5. What does self-determination theory suggest for providing rewards?
a. If a computer programmer values writing code because she likes to solve
problems, a reward for working to an externally imposed standard she does not
accept, such as writing a certain number of lines of code every day, could feel
coercive, and her intrinsic motivation would suffer.
i. She would be less interested in the task and might reduce her effort.
b. A recent outgrowth of self-determination theory is self-concordance, which
considers how strongly peoples’ reasons for pursuing goals are consistent with
their interests and core values.
i. If individuals pursue goals because of an intrinsic interest, they are more
likely to attain their goals and are happy even if they do not.
(a) The process of striving toward them is fun.
ii. In contrast, people who pursue goals for extrinsic reasons (money, status, or
other benefits) are less likely to attain their goals and less happy even when
they do.
(a) Because the goals are less meaningful to them. OB research suggests that
people who pursue work goals for intrinsic reasons are more satisfied with
their jobs, feel they fit into their organizations better, and may perform
better.
6. Implications
a. For individuals, it means choose your job for reasons other than extrinsic
rewards.
b. For organizations, it means managers should provide intrinsic as well as extrinsic
incentives.
i. They need to make the work interesting, provide recognition, and support
employee growth and development.
ii. Employees who feel what they do is within their control and a result of free
choice are likely to be more motivated by their work and committed to their
employers.
C. Goal-Setting Theory
1. Goal-setting theory: Edwin Locke proposed that intentions to work toward a goal are
a major source of work motivation.
2. Goals tell an employee what needs to be done and how much effort is needed.

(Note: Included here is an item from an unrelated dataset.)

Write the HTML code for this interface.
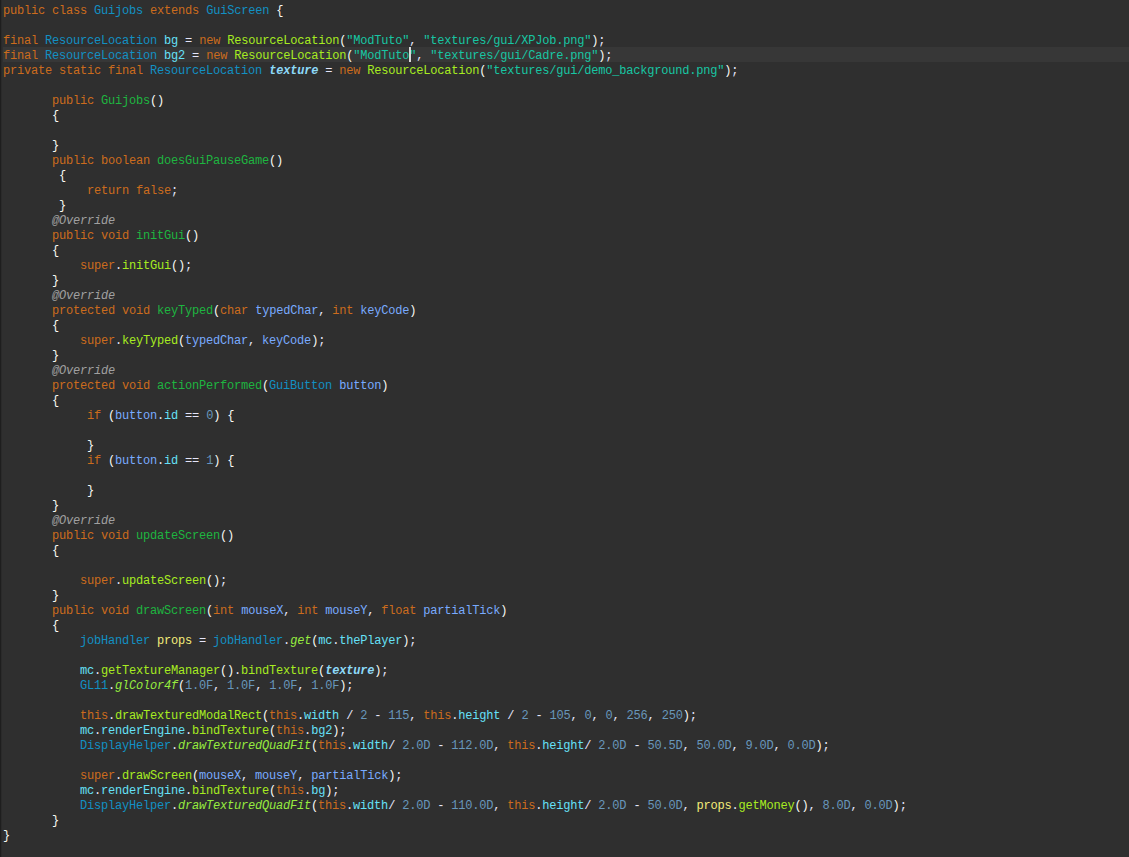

3. Evidence strongly suggests that specific goals increase performance, that difficult
goals, when accepted, result in higher performance than do easy goals, and that
feedback leads to higher performance than does non-feedback.
4. Specific hard goals produce a higher level of output than do the generalized goals.
5. If factors like ability and acceptance of the goals are held constant, we can also state
that the more difficult the goal, the higher the level of performance.
a. Why are people motivated by difficult goals?
i. Challenging goals get our attention and thus, tend to help us focus.
ii. Difficult goals energize us because we have to work harder to attain them.
iii. When goals are difficult, people persist in trying to attain them.
iv. Difficult goals lead us to discover strategies that help us perform the job or
task more effectively.
b. People will do better when they get feedback on how well they are progressing
toward their goals. Self-generated feedback is a more powerful motivator than
externally generated feedback.
c. Recent research has shown that people monitor progress differently depending on
how close they are to goal accomplishment.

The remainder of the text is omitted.